No governo de Barack Obama, primeiro presidente negro dos Estados Unidos, a peça central era a Proclamação de Emancipação, documento assinado por Abraham Lincoln que libertou todos os escravizadas do país.
Ao redor do retrato de FDR, multiplicam-se os retratos e bustos de figuras históricas americanas. Biden colocou os antagonistas Thomas Jefferson e Alexander Hamilton (ex-secretário do Tesouro) lado a lado, para ilustrar os benefícios de ter pontos de vistas diferentes. Segundo o gabinete de Biden, as pinturas mostram que essas divergências “são essenciais para a democracia”.
Aí repete-se o tom do discurso de posse do democrata na quarta-feira 20, em que pediu por união e disse que viver na América é estar constantemente exposto às diferenças, mas pontos de inflexão sempre podem ser superados.
Ao lado de uma lareira, foram colocados bustos de Martin Luther King Jr. e do ex-procurador-geral Robert Kennedy, em homenagem ao papel de ambos no movimento pelos direitos civis. Kennedy também é conhecido por seu papel no combate à máfia.

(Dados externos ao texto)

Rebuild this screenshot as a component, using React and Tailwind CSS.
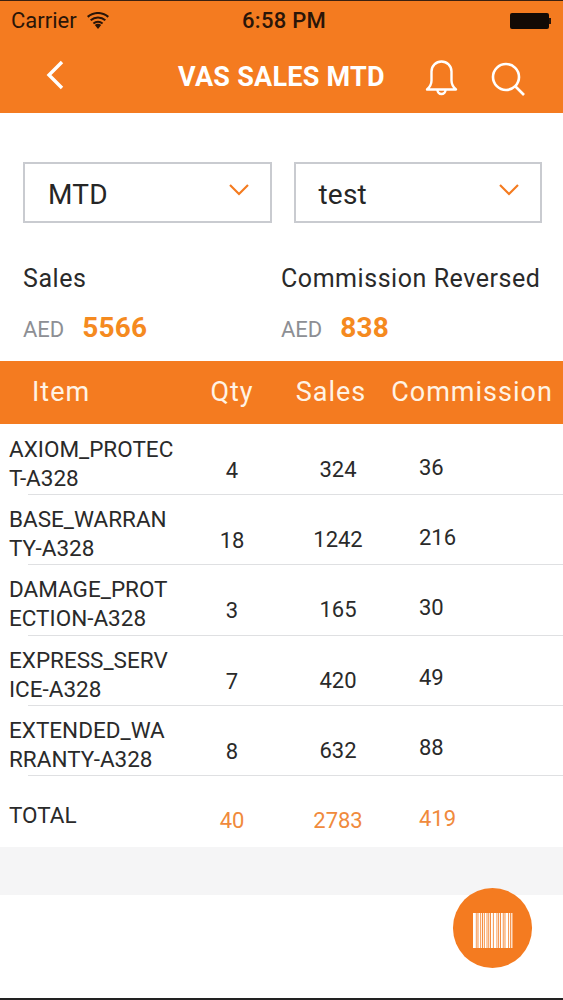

A figura do pastor e ativista negro também entra no rol das representações de diversidade – tão importantes para esta administração –, assim como o busto do filho de mexicanos Cesar Chávez, sindicalista e defensor da comunidade de latinos no país, o de Rosa Parks, ativista do movimento negro, e uma escultura de um nativo-americano apache, que pertenceu ao falecido senador Daneil Inouye (primeiro americano de origem japonesa a ser eleito para o Congresso).
O novo mandatário colocou no gabinete, lado a lado, pinturas dos ex-presidentes George Washington e Lincoln. O Salão Oval também contém uma pintura de Benjamin Franklin, posicionada ao lado de uma rocha lunar. Ambos os objetos representam o apreço de Biden pela ciência e pela valorização das realizações das gerações anteriores, diz o Post.
Ela entrou no lugar do retrato de Andrew Jackson, um presidente populista que estimulou o massacre de indígenas, que Donald Trump mantinha quando estava no cargo. O quadro foi motivo de revolta em 2017, quando foi pano de fundo para um discurso do republicano em homenagem aos membros da tribo Navajo que auxiliaram a Marinha americana na Segunda Guerra. No mesmo discurso, ele referiu-se à senadora Elizabeth Warren como “Pocahontas”.
Móveis e cortinas, parte da coleção da Casa Branca, continuaram os mesmos. O tapete, contudo, Biden roubou de Bill Clinton, substituindo o creme da gestão Trump por um azul escuro profundo.
O democrata retirou, ainda, as bandeiras militares que o antecessor mantinha atrás da Resolute Desk. Apenas duas ficaram: a dos Estados Unidos e a que traz o selo presidencial. O ambiente de cerca de 75 m² tornou-se um microcosmo da gestão Biden – cuja essência parece ser, acima de tudo, anti-Trump.